Yesterday’s sale of the Chelsea Collection of Severin Wunderman raised a remarkable £881,940 in total, with 90% of all lots selling. The extraordinary furniture and fittings of the home of ‘Time Lord’, Severin Wunderman, who built up the Gucci watch franchise and owned the Swiss watch brand Corum, excited bidders on a national and international level at yesterday’s packed New Bond Street sale.
This sale is the latest in a string of successful single owner collections, following on from the Savoy and Café Royal sales of recent years. Bonhams have continually demonstrated their expertise and prowess in this field and, as a result, have produced some spectacular results.
One of the many highlights of the Wunderman sale was a matched pair of late 19th/early 20th Century carved marble skulls, both crowned with laurel wreaths, which sold for a spectacular £21,600 (against an estimate of £700-1,000).
Elsewhere, an extensive collection of glass finials from the sitting room of Wunderman’s magnificent eight-bedroom Chelsea home reached some extraordinary prices. A collection of red, purple, clear and opaque glass newel post finials, sold for over 50 times its pre-sale estimate fetching £22,800. Elsewhere a collection of clear and opaque glass newel post finials, sold for an equally impressive £18,000 (estimated £400-600), whilst a collection of blue, clear and opaque finials similarly estimated at £400-600, sold for a staggering £16,800.
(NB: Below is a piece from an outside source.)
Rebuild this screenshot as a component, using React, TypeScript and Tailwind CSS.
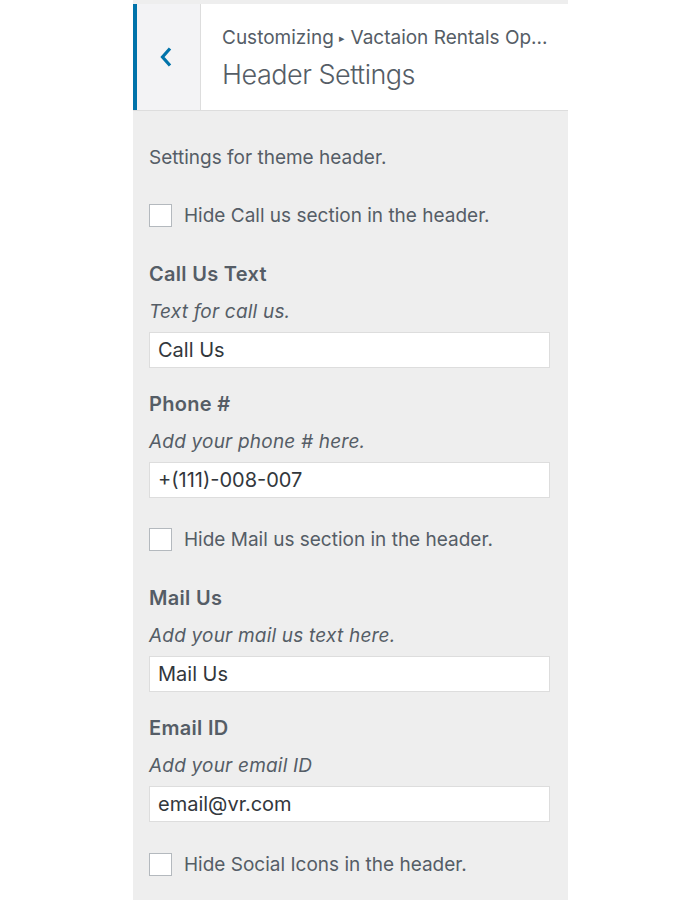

As part of the substantial furniture section, a large French late 19th Century rosewood vitrine, with fluted frieze, gilt metal mounted cartouche and decorative columns sold for an astonishing £19,200, almost five times its lower estimate of £4,000.
An important oil painting by Julie Delance-Feurgard (1859-1892) entitled Afternoon Tea and mounted in a beautifully ornate frame sold for £17,400, against a pre-sale estimate of £8,000-12,000.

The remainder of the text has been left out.